SAFARI-1 FACILITY The facility conducts clinical trials with, and produces, radiopharmaceuticals or radioisotopes, such as key medical radioisotopes like molybdenum-99 and iodine-131
The development and use of theranostics with nuclear medicine provides ample opportunity for nuclear medicine and molecular imaging to become more familiar to the public, and can help grow the local nuclear medicine industry, says South African Society of Nuclear Medicine president Moshe Modiselle.
Theranostics is a treatment strategy that combines therapeutic techniques with diagnostics. It involves a diagnostic test that identifies patients most likely to be helped or harmed by a new medication, and targets drug therapy based on the test results.
Modiselle adds that theranostics can provide the foundation for successful, targeted radionuclide therapy.
While the use of nuclear medicine is becoming more established and recognised in South Africa, there is still an imbalance between private- and public-sector hospitals in terms of the amount of nuclear facilities and the equipment these sectors can access.
Modiselle points out that private-sector hospitals have more access to nuclear facilities and equipment, compared to public-sector hospitals, with the latter mainly having access to it through academic institutions and teaching hospitals.
Owing to this, many hospitals will not have access to such services and medicine, consequently reducing access to nuclear medicine for people who need it for diagnosis of diseases and treatment, he adds.

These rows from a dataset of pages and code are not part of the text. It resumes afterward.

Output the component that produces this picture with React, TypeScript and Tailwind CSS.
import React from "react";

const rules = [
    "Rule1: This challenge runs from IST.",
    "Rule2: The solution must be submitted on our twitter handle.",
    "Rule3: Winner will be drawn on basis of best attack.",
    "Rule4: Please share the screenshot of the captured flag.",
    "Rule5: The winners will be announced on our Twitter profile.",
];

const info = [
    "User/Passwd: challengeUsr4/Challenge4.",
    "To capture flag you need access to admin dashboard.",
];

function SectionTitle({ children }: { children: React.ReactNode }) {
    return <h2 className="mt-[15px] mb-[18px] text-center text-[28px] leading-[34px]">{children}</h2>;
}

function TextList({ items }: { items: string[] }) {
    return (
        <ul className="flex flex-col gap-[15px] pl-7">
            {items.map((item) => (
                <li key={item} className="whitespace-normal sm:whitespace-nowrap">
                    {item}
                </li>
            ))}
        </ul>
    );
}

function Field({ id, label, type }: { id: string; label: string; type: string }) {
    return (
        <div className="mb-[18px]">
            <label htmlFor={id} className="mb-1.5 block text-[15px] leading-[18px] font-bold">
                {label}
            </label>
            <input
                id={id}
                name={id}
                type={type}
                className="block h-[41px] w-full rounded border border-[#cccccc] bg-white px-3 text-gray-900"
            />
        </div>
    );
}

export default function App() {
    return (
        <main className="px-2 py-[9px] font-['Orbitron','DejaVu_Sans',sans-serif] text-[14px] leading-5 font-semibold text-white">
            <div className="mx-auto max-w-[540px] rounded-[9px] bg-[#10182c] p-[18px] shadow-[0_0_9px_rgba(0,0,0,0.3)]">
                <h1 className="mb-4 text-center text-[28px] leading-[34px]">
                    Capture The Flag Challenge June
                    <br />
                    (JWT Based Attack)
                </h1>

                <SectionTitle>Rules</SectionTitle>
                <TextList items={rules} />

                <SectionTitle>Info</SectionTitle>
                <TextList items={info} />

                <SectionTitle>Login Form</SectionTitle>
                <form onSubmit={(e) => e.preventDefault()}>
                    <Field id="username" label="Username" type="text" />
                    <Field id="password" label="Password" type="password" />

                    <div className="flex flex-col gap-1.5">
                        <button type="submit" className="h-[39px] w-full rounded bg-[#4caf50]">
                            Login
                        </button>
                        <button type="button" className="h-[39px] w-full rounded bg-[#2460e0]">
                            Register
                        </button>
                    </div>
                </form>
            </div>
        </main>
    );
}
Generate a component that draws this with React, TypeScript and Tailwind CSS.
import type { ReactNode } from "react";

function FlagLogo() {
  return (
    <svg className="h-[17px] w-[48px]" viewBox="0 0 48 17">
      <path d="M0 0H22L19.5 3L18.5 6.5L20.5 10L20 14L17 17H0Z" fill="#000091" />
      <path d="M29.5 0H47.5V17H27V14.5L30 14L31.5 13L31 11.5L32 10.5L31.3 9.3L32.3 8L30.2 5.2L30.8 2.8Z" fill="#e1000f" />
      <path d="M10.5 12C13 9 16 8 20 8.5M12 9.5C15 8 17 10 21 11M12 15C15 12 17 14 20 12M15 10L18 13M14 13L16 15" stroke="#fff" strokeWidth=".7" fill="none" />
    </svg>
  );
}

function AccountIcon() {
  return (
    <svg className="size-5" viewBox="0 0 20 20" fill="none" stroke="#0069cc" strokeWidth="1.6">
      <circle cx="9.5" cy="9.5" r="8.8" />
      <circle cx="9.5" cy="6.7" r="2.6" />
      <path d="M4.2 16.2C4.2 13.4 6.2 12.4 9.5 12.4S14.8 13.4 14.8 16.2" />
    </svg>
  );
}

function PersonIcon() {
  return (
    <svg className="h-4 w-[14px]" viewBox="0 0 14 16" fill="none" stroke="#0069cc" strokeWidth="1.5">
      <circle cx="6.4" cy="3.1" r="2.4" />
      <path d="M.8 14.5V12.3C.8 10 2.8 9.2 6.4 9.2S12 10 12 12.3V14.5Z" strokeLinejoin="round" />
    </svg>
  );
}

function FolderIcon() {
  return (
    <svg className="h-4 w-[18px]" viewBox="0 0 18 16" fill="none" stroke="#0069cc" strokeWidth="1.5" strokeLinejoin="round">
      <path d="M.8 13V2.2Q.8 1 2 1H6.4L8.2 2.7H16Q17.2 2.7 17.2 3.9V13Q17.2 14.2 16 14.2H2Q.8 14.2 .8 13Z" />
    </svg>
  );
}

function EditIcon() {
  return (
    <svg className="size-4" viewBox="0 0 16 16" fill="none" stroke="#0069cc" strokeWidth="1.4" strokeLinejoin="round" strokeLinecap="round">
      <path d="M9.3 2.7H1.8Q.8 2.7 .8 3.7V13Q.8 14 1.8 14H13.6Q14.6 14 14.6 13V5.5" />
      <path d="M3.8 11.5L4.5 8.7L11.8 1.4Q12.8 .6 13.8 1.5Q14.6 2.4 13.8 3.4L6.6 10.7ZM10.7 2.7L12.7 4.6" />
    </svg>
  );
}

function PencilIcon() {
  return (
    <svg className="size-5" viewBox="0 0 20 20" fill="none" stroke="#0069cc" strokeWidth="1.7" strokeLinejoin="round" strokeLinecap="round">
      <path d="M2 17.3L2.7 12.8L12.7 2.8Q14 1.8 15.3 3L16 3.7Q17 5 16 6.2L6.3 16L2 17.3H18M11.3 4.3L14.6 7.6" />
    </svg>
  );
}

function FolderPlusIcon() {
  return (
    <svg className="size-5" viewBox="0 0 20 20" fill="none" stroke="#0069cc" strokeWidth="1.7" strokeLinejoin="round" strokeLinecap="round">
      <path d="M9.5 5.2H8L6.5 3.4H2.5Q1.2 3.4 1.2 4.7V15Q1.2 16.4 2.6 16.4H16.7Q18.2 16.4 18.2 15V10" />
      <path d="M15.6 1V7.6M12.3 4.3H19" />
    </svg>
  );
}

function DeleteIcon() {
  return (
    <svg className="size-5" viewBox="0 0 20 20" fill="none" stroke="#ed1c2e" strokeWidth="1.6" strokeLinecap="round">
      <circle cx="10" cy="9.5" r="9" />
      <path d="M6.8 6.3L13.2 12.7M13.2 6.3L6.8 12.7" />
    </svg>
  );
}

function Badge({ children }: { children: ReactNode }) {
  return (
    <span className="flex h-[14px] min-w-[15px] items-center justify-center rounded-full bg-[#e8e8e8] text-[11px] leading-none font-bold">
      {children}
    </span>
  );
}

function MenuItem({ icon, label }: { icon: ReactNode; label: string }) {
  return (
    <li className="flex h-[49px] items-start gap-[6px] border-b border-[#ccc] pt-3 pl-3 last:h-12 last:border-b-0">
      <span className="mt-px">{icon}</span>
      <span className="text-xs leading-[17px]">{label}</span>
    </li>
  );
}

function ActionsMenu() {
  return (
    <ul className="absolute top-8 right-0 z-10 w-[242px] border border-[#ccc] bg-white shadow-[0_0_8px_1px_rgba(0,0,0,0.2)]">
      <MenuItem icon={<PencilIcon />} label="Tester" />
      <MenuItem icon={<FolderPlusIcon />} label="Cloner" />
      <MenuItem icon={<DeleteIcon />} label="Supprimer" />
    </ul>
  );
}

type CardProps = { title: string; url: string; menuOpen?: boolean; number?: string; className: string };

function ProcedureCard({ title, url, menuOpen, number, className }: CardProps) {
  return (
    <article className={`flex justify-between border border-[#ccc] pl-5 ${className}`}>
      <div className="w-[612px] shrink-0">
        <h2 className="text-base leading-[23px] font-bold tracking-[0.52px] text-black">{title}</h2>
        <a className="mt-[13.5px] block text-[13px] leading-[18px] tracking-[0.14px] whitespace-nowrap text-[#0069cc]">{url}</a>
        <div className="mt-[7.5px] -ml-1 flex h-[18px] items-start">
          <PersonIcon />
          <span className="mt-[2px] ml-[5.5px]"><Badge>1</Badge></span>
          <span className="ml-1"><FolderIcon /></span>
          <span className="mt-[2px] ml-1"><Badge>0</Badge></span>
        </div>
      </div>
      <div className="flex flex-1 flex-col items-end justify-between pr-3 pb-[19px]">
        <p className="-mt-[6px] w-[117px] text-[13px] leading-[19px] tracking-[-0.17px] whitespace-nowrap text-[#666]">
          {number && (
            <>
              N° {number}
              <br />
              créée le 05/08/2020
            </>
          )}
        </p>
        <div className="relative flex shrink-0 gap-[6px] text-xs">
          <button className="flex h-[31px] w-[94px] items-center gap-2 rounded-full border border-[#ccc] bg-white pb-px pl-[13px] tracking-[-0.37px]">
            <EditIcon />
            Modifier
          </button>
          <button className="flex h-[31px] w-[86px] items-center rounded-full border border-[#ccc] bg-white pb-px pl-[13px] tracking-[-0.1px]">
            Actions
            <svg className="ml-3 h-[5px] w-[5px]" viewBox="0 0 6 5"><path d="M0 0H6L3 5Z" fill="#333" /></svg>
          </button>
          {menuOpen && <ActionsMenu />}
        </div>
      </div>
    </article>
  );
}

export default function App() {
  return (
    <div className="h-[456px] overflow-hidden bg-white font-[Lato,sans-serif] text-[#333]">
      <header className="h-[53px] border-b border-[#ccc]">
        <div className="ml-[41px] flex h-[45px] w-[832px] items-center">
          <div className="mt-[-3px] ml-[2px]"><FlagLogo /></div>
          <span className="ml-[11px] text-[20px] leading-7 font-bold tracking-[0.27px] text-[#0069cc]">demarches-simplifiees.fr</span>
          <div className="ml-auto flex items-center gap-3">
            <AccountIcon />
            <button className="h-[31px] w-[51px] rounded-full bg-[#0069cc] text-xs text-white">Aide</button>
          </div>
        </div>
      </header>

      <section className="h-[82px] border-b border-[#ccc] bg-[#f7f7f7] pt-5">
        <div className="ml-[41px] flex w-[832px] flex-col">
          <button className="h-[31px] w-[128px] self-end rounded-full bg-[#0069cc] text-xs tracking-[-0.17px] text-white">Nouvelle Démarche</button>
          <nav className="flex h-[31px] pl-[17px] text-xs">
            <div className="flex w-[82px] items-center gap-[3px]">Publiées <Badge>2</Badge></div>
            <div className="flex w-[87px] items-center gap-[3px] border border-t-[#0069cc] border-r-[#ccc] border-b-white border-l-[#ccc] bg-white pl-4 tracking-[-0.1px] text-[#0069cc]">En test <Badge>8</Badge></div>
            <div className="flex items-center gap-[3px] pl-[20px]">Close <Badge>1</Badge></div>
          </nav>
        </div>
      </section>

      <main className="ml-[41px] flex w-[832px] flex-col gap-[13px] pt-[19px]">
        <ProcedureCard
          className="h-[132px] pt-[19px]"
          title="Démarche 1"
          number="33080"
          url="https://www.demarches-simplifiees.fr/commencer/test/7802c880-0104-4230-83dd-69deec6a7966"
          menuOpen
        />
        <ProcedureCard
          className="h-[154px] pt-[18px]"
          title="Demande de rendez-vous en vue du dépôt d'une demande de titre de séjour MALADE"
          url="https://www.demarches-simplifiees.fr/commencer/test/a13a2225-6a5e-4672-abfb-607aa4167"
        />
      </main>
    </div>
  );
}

He emphasises the contribution of the SAFARI-1 research reactor as a commercially used research facility, and its importance to increasing access to these treatments. He adds that if more facilities like this were in operation, more people would have access to nuclear medicine and the theranostics that come with it.
The facility is owned by nuclear company NTP Radioisotopes- a subsidiary of the Nuclear Energy Commission of South Africa - and is based outside of Pretoria.
He particularly highlights the facility’s contribution to conducting clinical trials with and producing radiopharmaceuticals or radioisotopes, which includes the key medical radioisotopes molybdenum-99, together with other radioisotopes such as iodine-131.
It is, however, the production and use of the advanced medical isotope lutetium-177, which can be used in the preparation of radiopharmaceuticals for therapy treatment for neuroendocrine tumours and prostate cancer, which Modiselle says presents the best growth opportunity for the local industry.
An additional facility was built for the production of this isotope, as Modiselle claims that it can contribute to theranostic procedures being used for these diseases.
“While it’s not quite novel, we’ve been doing theranostics for years for cases such as thyroid cancer and benign thyroid conditions, but now there are new and novel traces of these isotopes being used. Many patients undergo traditional therapies, with little to no effect. That’s where we come in with nuclear medicine. We prefer to become involved with and diagnose patients earlier, to have a significant impact on the patient’s management or treatment.”
He claims that recent advances and traces of these radioisotopes have led to their being used for treatments for prostate cancer. The group at University of Pretoria led by Professor Mike Sathekge has also been focusing on targeted alpha therapy and is already showing promising results
“Theranostics is growing. South Africa pioneered this therapy in Africa, and we’re hoping that neighbouring countries will benefit from this. The main benefit, though, is that we can individualise patient management.”
Modiselle explains that this will enable professionals to more accurately determine which patients would be suitable for this therapy and will allow for the specific therapy chosen to be more individually beneficial.
The advantages of this over conventional cancer diagnostics and therapeutic procedures includes improved diagnosis and treatment, reduced patient recovery time, increased survival rates and lower pharmacological toxicity and side effects.
Radioisotopes, such as lutetium-177, can now be produced locally, making access to supply easier, and reducing the cost. He reiterates that this can result in earlier detections of diseases and individualising patient management.
Despite the recent growth of the industry and changing public sentiment around the use of nuclear medicine, Modiselle emphasises the need to market the industry and its benefits.
This is particularly important to grow the industry, as well as attract more professionals to the field, as nuclear-related healthcare professionals are emigrating to other countries.